The delivery of the second incineration plant is scheduled for next year, the facility is 92% ready. The head of Rostec noted that, “of course, there is not enough money,” but the state corporation is negotiating with banks “to get some, maybe, to a certain extent, preferential loans.”
“The remaining three plants: two plants in the Moscow region, one in Kazan – we will have to freeze until better times, when there will be cheaper money or some help from the state, if possible, will appear,” he said.
Chemezov emphasized that Rostec did not receive funds from the budget to build incinerators – all the facilities were built mainly with loans, private investment and the state corporation’s own funds.

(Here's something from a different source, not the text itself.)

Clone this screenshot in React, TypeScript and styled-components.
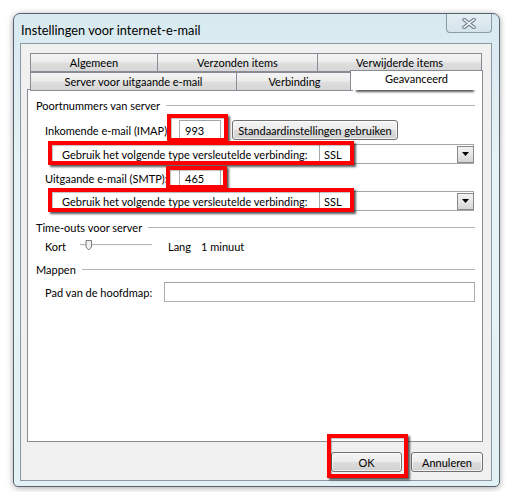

“The debt is owed to you, Sergei Viktorovich,” Putin said. “Unfortunately, yes. We built it, and today it is already working. Today, 100 million kilowatt-hours of green energy have already been generated and more than 200,000 tons of municipal waste has been destroyed – what used to be taken to landfills,” Chemezov replied.
RT-Invest, a Rostec subsidiary, is responsible for the construction of incinerators in the Moscow region and Kazan. It was assumed that they would incinerate 3.35 million tons of solid municipal waste per year with electricity generation, and their total capacity would be 355 MW. The volume of investment in the project is 185 billion rubles, and taking into account the construction of infrastructure for sorting and separate collection of waste – 200 billion rubles, the head of RT-Invest Andrey Shipelov told RBC in 2020.
These enterprises were supposed to work at the end of 2022. But in May 2021, Chemezov told Prime Minister Mikhail Mishustin that the company would not be able to launch them on time. Then the launch of all five plants was postponed to 2023.